Via di Monte Testaccio 97
Built into a fascinating hill made of ancient amphorae, this bustling trattoria has become attracted a cult following of its own. All the usual Roman suspects at a very affordable price, made with locally-sourced ingredients.
Trattoria da Augusto
Vicolo De’ Renzi, 15
Formica tables, bills written on the paper tablecloths – this is a no frills dining experience worth standing in a queue for. Tucked away in a corner of tourist-ridden Trastevere, the flavours and feeling of this family-run trattoria are genuine. If you’re very lucky, coniglio alla cacciatora (rabbit in tomato sauce) will be on the daily-changing menu.
Shop like a local
Never more true than in Italy, the best food is to be found at home. Having spent weeks trailing Romans into restaurants, I turned my attention to their shopping habits. Unlike in London, everyone in Rome, from nonna to young professional, relies on their local market for their meat, fish and most importantly, seasonal produce.
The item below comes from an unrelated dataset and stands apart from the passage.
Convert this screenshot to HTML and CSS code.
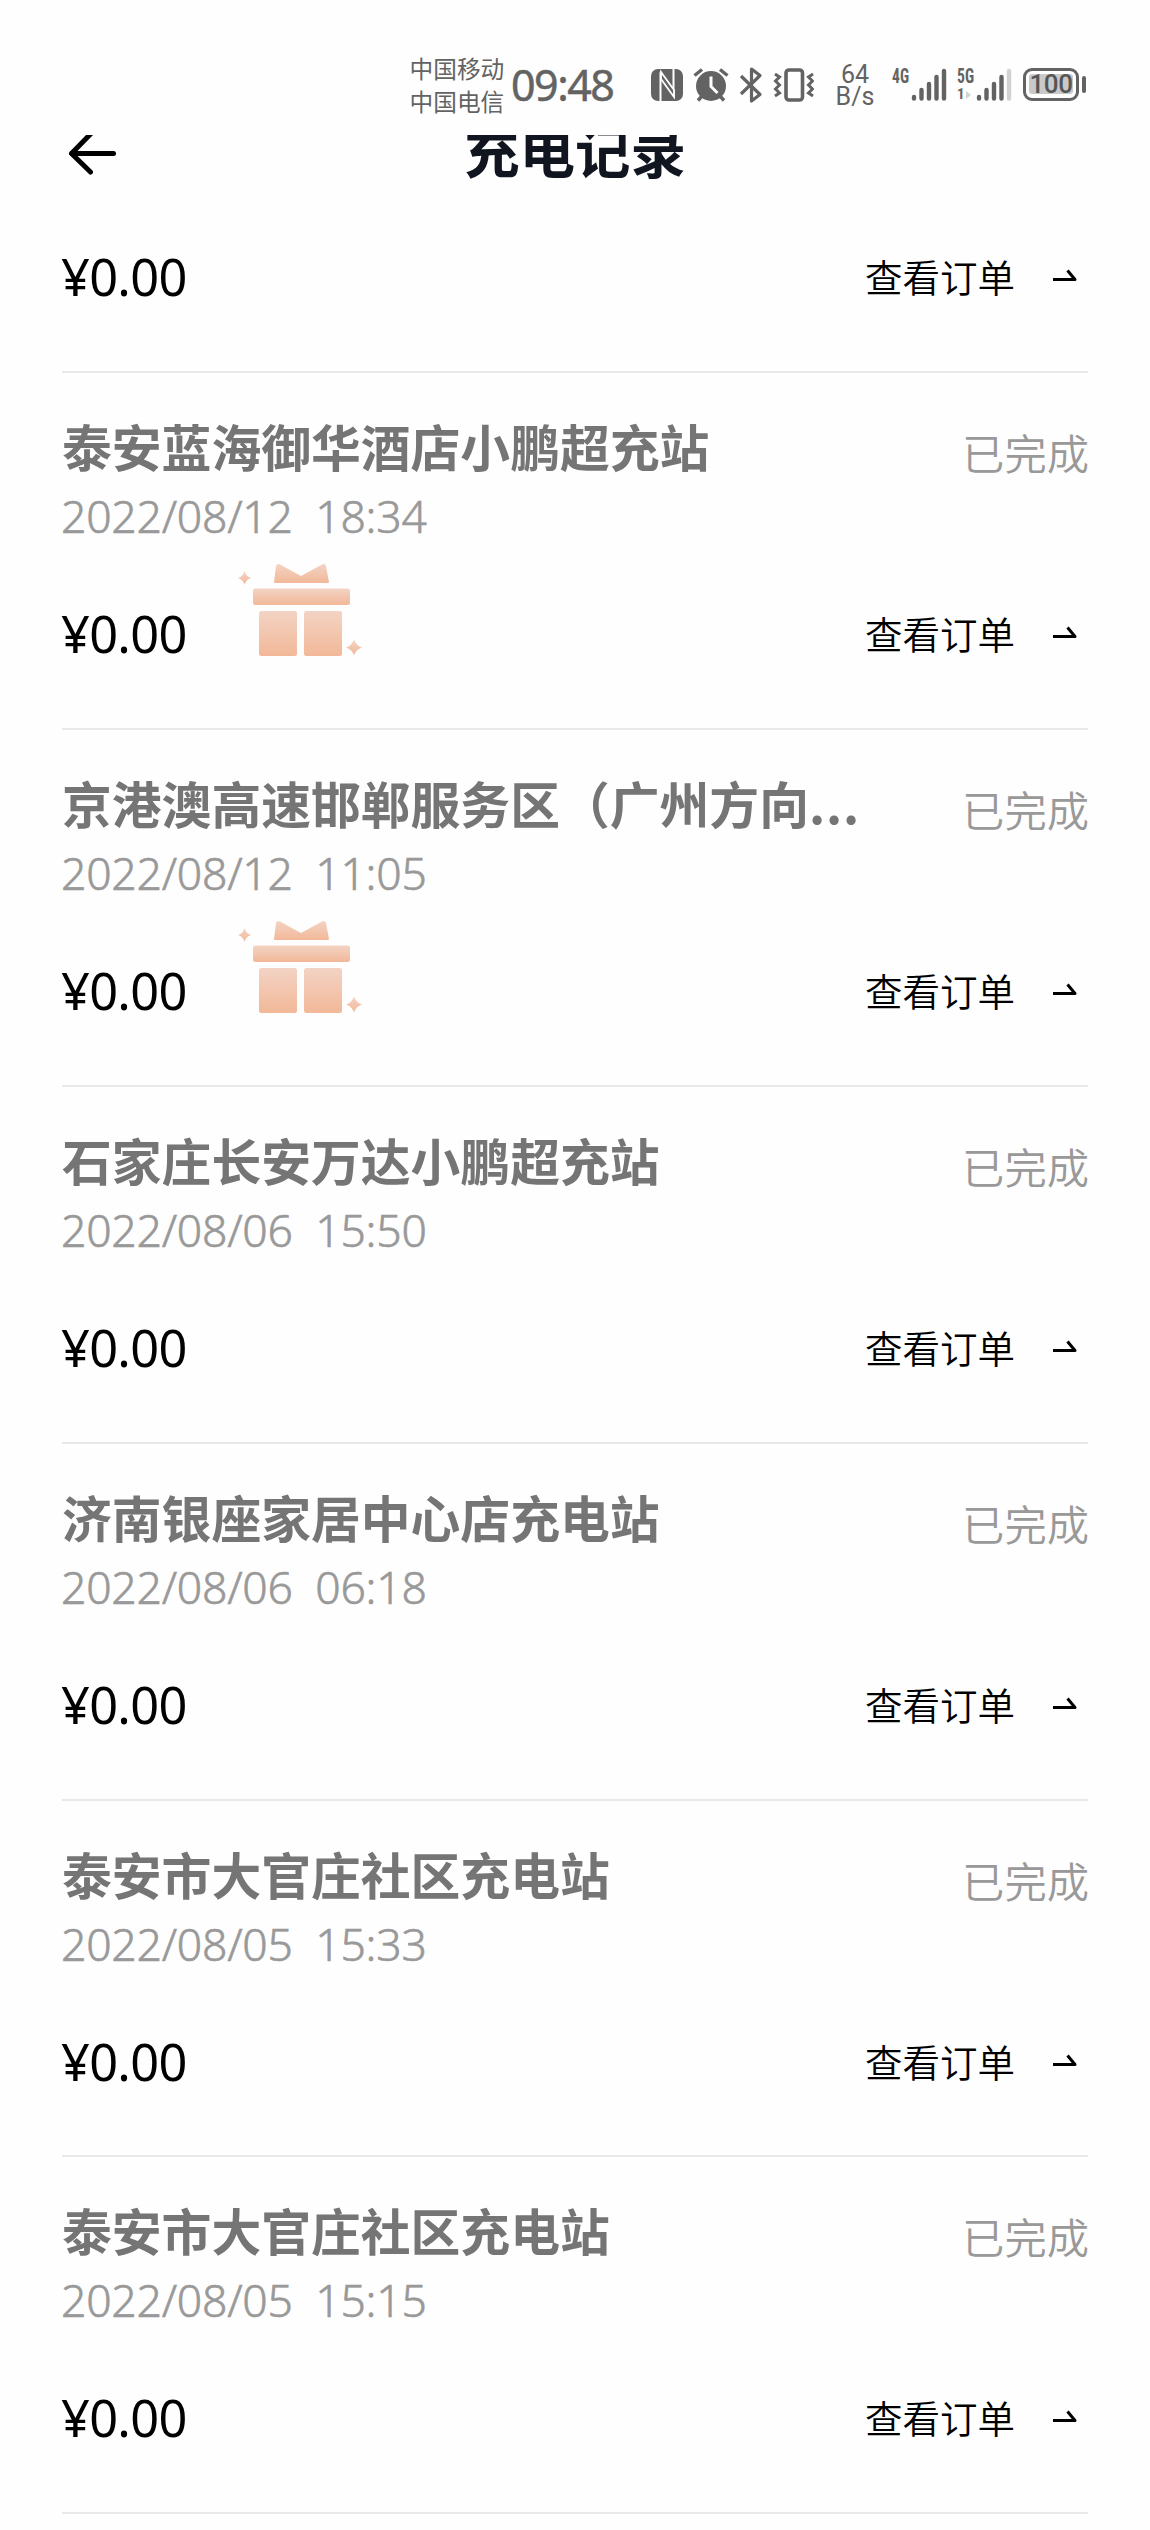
FILE: index.html
```html
<!DOCTYPE html>
<html lang="zh-CN">
<head>
<meta charset="utf-8">
<title>充电记录</title>
<link rel="stylesheet" href="styles.css">
</head>
<body>
<svg class="defs" width="0" height="0" aria-hidden="true">
  <defs>
    <linearGradient id="peach" x1="0" y1="0" x2="0" y2="1">
      <stop offset="0" stop-color="#f3d3c4"/>
      <stop offset="1" stop-color="#f2b898"/>
    </linearGradient>
    <symbol id="gift" viewBox="0 0 128 98">
      <g fill="url(#peach)">
        <path d="M40 6Q41 3 44 4.500L65 16L86 4.500Q89 3 90 6L93 22Q93 23 92 23H39Q38 23 38 22Z"/>
        <rect x="17" y="28.500" width="97" height="16.500" rx="2.500"/>
        <rect x="23" y="51" width="38" height="45" rx="2.500"/>
        <rect x="68" y="51" width="38" height="45" rx="2.500"/>
        <path d="M8.500 11Q10 16.500 15 18Q10 19.500 8.500 25Q7 19.500 2 18Q7 16.500 8.500 11Z"/>
        <path d="M118 79.500Q120 85.500 126 87.500Q120 89.500 118 95.500Q116 89.500 110 87.500Q116 85.500 118 79.500Z"/>
      </g>
    </symbol>
    <symbol id="go" viewBox="0 0 24 14">
      <path d="M0 10.500H22L14.500 1.500" fill="none" stroke="#000" stroke-width="3" stroke-linejoin="round"/>
    </symbol>
  </defs>
</svg>

<header class="status-bar">
  <div class="carriers"><span>中国移动</span><span>中国电信</span></div>
  <div class="clock">09:48</div>
  <svg class="icons" width="164" height="40" viewBox="650 65 164 40" fill="none" stroke="#636363">
    <rect x="651" y="69" width="32" height="32" rx="7" fill="#636363" stroke="none"/>
    <path d="M660.500 101V75L673.500 95V69" stroke="#fff" stroke-width="2"/>
    <path d="M661 72L674 90V97L661 79Z" fill="#636363" stroke="#fff" stroke-width="1.800"/>
    <circle cx="711" cy="86" r="15" fill="#636363" stroke="none"/>
    <path d="M694.500 75.500L702 69.500M727.500 75.500L720 69.500M702 96L698 100.500M720 96L724 100.500" stroke-width="3.400"/>
    <path d="M711 76.500V86.500L717.500 93" stroke="#fff" stroke-width="3"/>
    <path d="M741 76L760 94.500L751.500 101V69L760 75.500L741 94" stroke-width="3.200" stroke-linejoin="round"/>
    <rect x="786" y="70" width="16.500" height="30" rx="3" stroke-width="3.600"/>
    <path d="M775 74L779.500 77L775.500 81L779.500 85L775.500 89L779.500 93L775 96M813 74L808.500 77L812.500 81L808.500 85L812.500 89L808.500 93L813 96" stroke-width="3"/>
  </svg>
  <div class="speed"><span>64</span><span>B/s</span></div>
  <div class="signal">
    <div class="net"><span>4G</span></div>
    <svg width="36" height="34" viewBox="0 0 36 34" stroke="#636363" stroke-width="4.400" stroke-linecap="round">
      <path d="M3 29V30.500M10.500 22V30.500M18 16V30.500M25.500 9V30.500M33 3V30.500"/>
    </svg>
  </div>
  <div class="signal second">
    <div class="net"><span>5G</span><small>1<i></i></small></div>
    <svg width="36" height="34" viewBox="0 0 36 34" stroke="#636363" stroke-width="4.400" stroke-linecap="round">
      <path d="M3 29V30.500M10.500 22V30.500M18 16V30.500M25.500 9V30.500"/>
      <path d="M33 3V30.500" stroke="#d2d2d2"/>
    </svg>
  </div>
  <div class="battery"><span>100</span></div>
  <i class="battery-nub"></i>
</header>

<nav class="title-bar">
  <svg class="back" width="50" height="44" viewBox="0 0 50 44" fill="none" stroke="#000" stroke-width="5" stroke-linecap="round" stroke-linejoin="round">
    <path d="M24 2.500L4.500 22.500L23.500 41" />
    <path d="M5 22.500H46.500"/>
  </svg>
  <h1>充电记录</h1>
</nav>

<main class="records">
  <article class="record partial">
    <div class="foot"><b class="amount">¥0.00</b><a class="detail">查看订单<svg width="24" height="14"><use href="#go"/></svg></a></div>
  </article>
  <article class="record">
    <div class="head"><h2>泰安蓝海御华酒店小鹏超充站</h2><span class="state">已完成</span></div>
    <time>2022/08/12&nbsp; 18:34</time>
    <div class="foot"><b class="amount">¥0.00</b><svg class="gift" width="128" height="98"><use href="#gift"/></svg><a class="detail">查看订单<svg width="24" height="14"><use href="#go"/></svg></a></div>
  </article>
  <article class="record">
    <div class="head"><h2>京港澳高速邯郸服务区（广州方向<span class="dots">...</span></h2><span class="state">已完成</span></div>
    <time>2022/08/12&nbsp; 11:05</time>
    <div class="foot"><b class="amount">¥0.00</b><svg class="gift" width="128" height="98"><use href="#gift"/></svg><a class="detail">查看订单<svg width="24" height="14"><use href="#go"/></svg></a></div>
  </article>
  <article class="record">
    <div class="head"><h2>石家庄长安万达小鹏超充站</h2><span class="state">已完成</span></div>
    <time>2022/08/06&nbsp; 15:50</time>
    <div class="foot"><b class="amount">¥0.00</b><a class="detail">查看订单<svg width="24" height="14"><use href="#go"/></svg></a></div>
  </article>
  <article class="record">
    <div class="head"><h2>济南银座家居中心店充电站</h2><span class="state">已完成</span></div>
    <time>2022/08/06&nbsp; 06:18</time>
    <div class="foot"><b class="amount">¥0.00</b><a class="detail">查看订单<svg width="24" height="14"><use href="#go"/></svg></a></div>
  </article>
  <article class="record">
    <div class="head"><h2>泰安市大官庄社区充电站</h2><span class="state">已完成</span></div>
    <time>2022/08/05&nbsp; 15:33</time>
    <div class="foot"><b class="amount">¥0.00</b><a class="detail">查看订单<svg width="24" height="14"><use href="#go"/></svg></a></div>
  </article>
  <article class="record">
    <div class="head"><h2>泰安市大官庄社区充电站</h2><span class="state">已完成</span></div>
    <time>2022/08/05&nbsp; 15:15</time>
    <div class="foot"><b class="amount">¥0.00</b><a class="detail">查看订单<svg width="24" height="14"><use href="#go"/></svg></a></div>
  </article>
</main>
</body>
</html>
```

FILE: styles.css
```css
* { box-sizing: border-box; }

body {
  margin: 0;
  width: 1150px;
  height: 2530px;
  overflow: hidden;
  background: #fefefe;
  color: #000;
  font-family: "Noto Sans CJK SC", sans-serif;
}

h1, h2 { margin: 0; }
svg { display: block; flex: none; }
.defs { position: absolute; }

/* system status bar */
.status-bar {
  display: flex;
  align-items: flex-start;
  height: 135px;
  padding: 52px 0 0 409.500px;
  color: #636363;
}

.carriers {
  display: flex;
  flex-direction: column;
  width: 101.500px;
  font-size: 23.700px;
  line-height: 32.500px;
  white-space: nowrap;
}

.clock {
  width: 139px;
  margin-top: 8px;
  font: 400 43px/50px "Noto Sans", sans-serif;
  letter-spacing: -1.500px;
  -webkit-text-stroke: .5px #636363;
}

.icons { margin-top: 13px; }

.speed {
  display: flex;
  flex-direction: column;
  align-items: center;
  width: 40px;
  margin: 12px 0 0 21px;
  font: 400 25px/22px Roboto, sans-serif;
}

.signal {
  display: flex;
  margin: 16px 0 0 17px;
}

.signal.second { margin-left: 10px; }

.net {
  display: flex;
  flex-direction: column;
  width: 19px;
  white-space: nowrap;
  font: 700 20px/16px "Roboto Condensed", Roboto, sans-serif;
}

.net span {
  transform: scaleX(.78);
  transform-origin: left;
}

.net small {
  display: flex;
  align-items: center;
  gap: 1px;
  font-size: 15px;
  line-height: 21px;
}

.net i {
  border-left: 5px solid #d2d2d2;
  border-top: 4px solid transparent;
  border-bottom: 4px solid transparent;
}

.battery {
  width: 56px;
  height: 33px;
  margin: 16px 0 0 11px;
  padding: 3px;
  border: 3.500px solid #636363;
  border-radius: 9px;
}

.battery span {
  display: block;
  height: 20px;
  border-radius: 3px;
  background: #c9c9c9;
  color: #555;
  text-align: center;
  font: 500 26px/21px Roboto, sans-serif;
  letter-spacing: -.5px;
}

.battery-nub {
  width: 4px;
  height: 17px;
  margin: 24px 0 0 3px;
  border-radius: 2px;
  background: #636363;
}

/* page title, its top edge tucked beneath the status bar */
.title-bar {
  display: grid;
  grid-template-columns: 1fr auto 1fr;
  align-items: start;
  height: 93px;
  padding: 0 67px;
  overflow: hidden;
}

.back { margin-top: -4.500px; }

.title-bar h1 {
  height: 80px;
  margin-top: -26px;
  color: #10151f;
  font-size: 55.500px;
  line-height: 80px;
  font-weight: 700;
}

/* charging records */
.records { padding: 0 62px; }

.record {
  height: 356.900px;
  padding-top: 42px;
  border-bottom: 2px solid #e8e8e8;
}

.record.partial {
  height: 145px;
  padding-top: 0;
}

.head {
  display: flex;
  justify-content: space-between;
  height: 60px;
}

.head h2 {
  color: #757575;
  font-size: 49.800px;
  line-height: 60px;
  font-weight: 700;
  white-space: nowrap;
}

.dots { letter-spacing: .8px; }

.state {
  margin-right: -1px;
  color: #999;
  font-size: 42.300px;
  font-weight: 350;
  line-height: 74px;
}

.record time {
  display: block;
  margin: 16px 0 0 -1px;
  color: #999;
  font: 300 44.500px/50px "Noto Sans", sans-serif;
  letter-spacing: -.25px;
  -webkit-text-stroke: .6px #999;
}

.foot {
  display: flex;
  align-items: center;
  height: 100px;
  margin-top: 44px;
}

.partial .foot { margin-top: 0; }

.amount {
  width: 175px;
  margin: -2px 0 0 -1px;
  font: 400 50.500px/60px "Noto Sans", sans-serif;
  letter-spacing: -.7px;
}

.gift { margin-bottom: 52px; }

.detail {
  display: flex;
  align-items: center;
  gap: 38px;
  margin: -4px 0 0 auto;
  padding-right: 11px;
  font-size: 37.500px;
  font-weight: 350;
  line-height: 50px;
}
```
Circo Massimo Farmers Market
74, Via di S. Teodoro
Rome’s central Slow Food market, open only at weekends. A one stop shop for organic seasonality, with everything from line-caught fish from the nearby harbour at Anzio to fresh egg pasta, extruded to order. A fantastic place to find edible gifts, without a tourist price tag.
Nuovo Mercato Comunale di Testaccio
Via Beniamino Franklin
Recently rebuilt, Testaccio’s covered market is home to the city’s best sandwich (see Lunch) as well as all the makings of a truly flavoursome home-cooked meal. Two butchers, half a dozen fruit & vegetable merchants, mouth-watering deli counters – only a swarm of trolley-wielding nonnas stands between you and authentic Roman fare.
Mercato Rionale Niccolini
Via Baccina, 36
Just one of Rome’s many local markets, hidden in a sidestreet in Monteverde. Frequented exclusively by local residents, this is less perhaps on first sight less glamorous than the other markets but the quality of goods is still exceptional.